Merusak Hubungan Pribadi: Waktu yang dihabiskan untuk bekerja berlebihan berarti berkurangnya waktu untuk keluarga, teman, atau pasangan. Hubungan-hubungan penting ini bisa renggang atau bahkan rusak karena kurangnya kehadiran dan perhatian.
Produktivitas yang Semu: Paradoks dari budaya hustle adalah bahwa ia tidak selalu menghasilkan produktivitas yang sebenarnya. Bekerja dalam kondisi lelah justru dapat menurunkan kualitas kerja, memicu kesalahan, dan mengurangi kreativitas. Otak membutuhkan istirahat dan waktu hening untuk bisa menghasilkan ide-ide segar.

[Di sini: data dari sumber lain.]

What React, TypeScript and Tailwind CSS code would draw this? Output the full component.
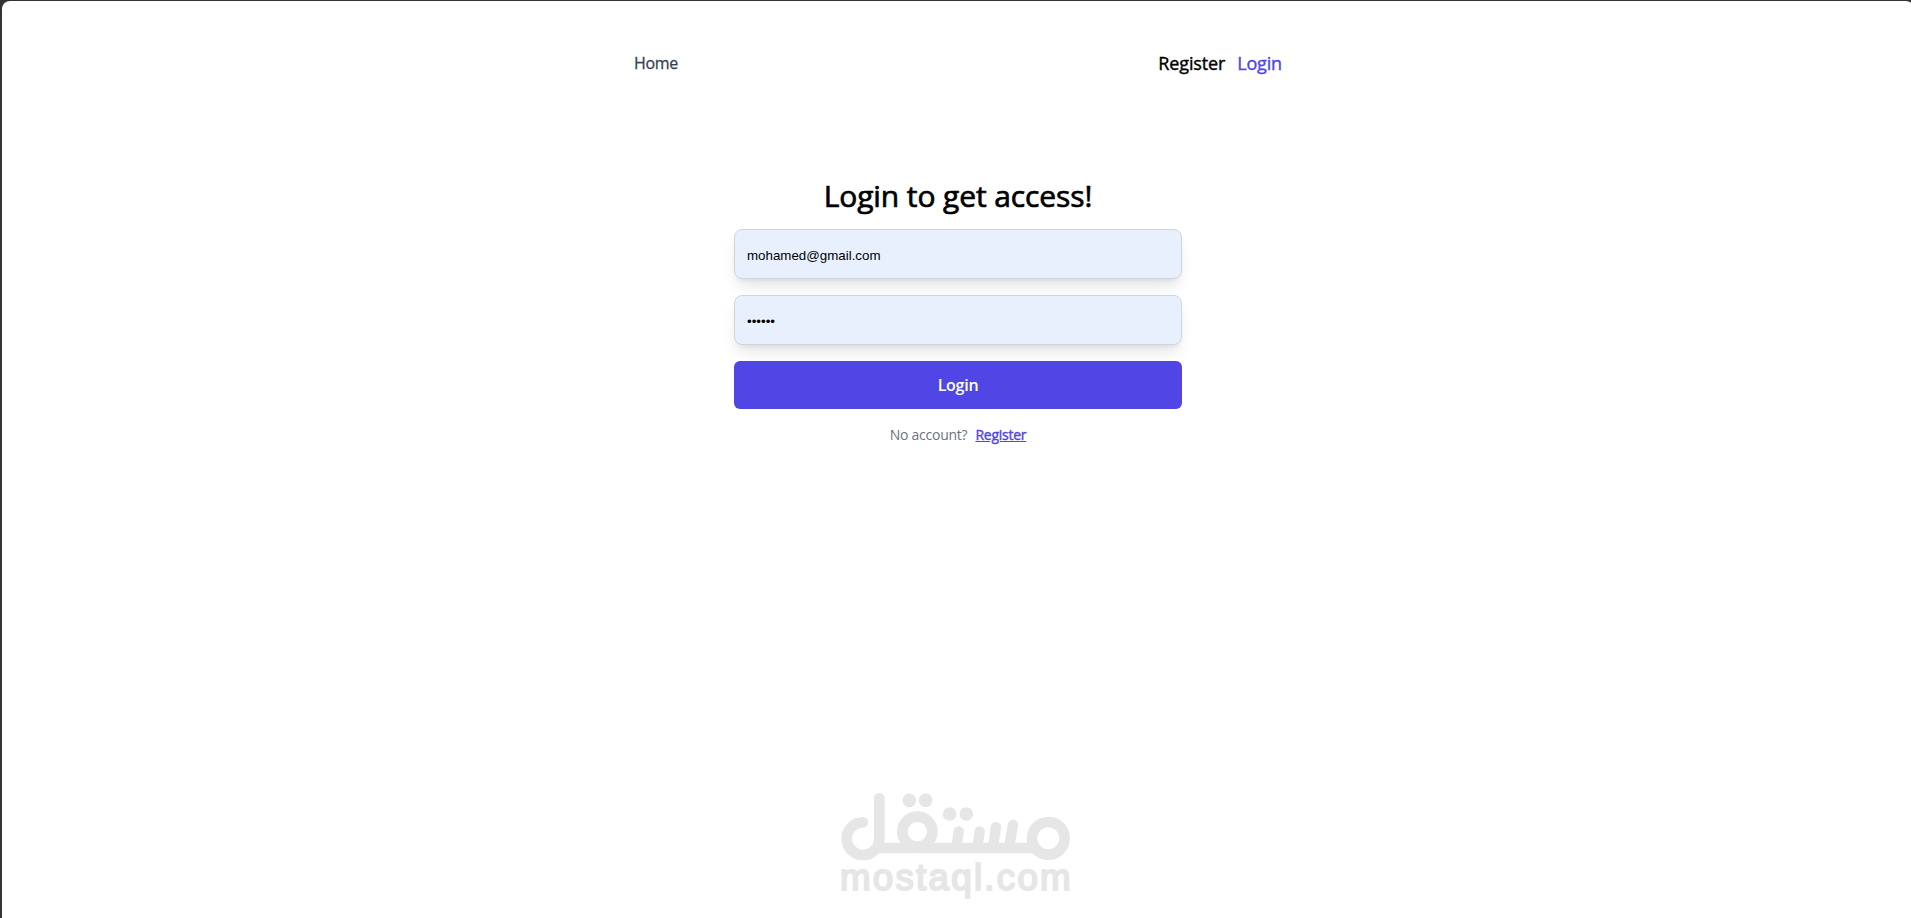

Ketidakmampuan Menikmati Hidup: Ketika seluruh hidup berpusat pada pekerjaan, seseorang bisa kehilangan kemampuan untuk menikmati hal-hal sederhana. Hobi, rekreasi, atau sekadar bersantai tanpa merasa bersalah menjadi sesuatu yang langka.
Mencari Keseimbangan dan Redefinisi Sukses
Kini, banyak ahli dan praktisi kesehatan mental yang menyuarakan pentingnya menemukan keseimbangan. Mereka menyarankan untuk mengubah pandangan tentang produktivitas. Produktivitas sejati bukanlah tentang berapa jam yang kita habiskan di depan laptop, melainkan seberapa efektif dan bermakna waktu yang kita gunakan. Mengambil istirahat, meluangkan waktu untuk hobi, dan tidur yang cukup bukanlah tanda kemalasan, melainkan investasi penting untuk produktivitas jangka panjang.
Redefinisi sukses juga mulai muncul. Sukses tidak lagi hanya diukur dari pencapaian finansial atau karier yang gemilang, tetapi juga dari kesehatan, kebahagiaan, dan kualitas hubungan yang kita miliki. Masyarakat mulai menyadari bahwa kehidupan yang seimbang jauh lebih berharga daripada kehidupan yang diisi dengan pekerjaan tanpa henti.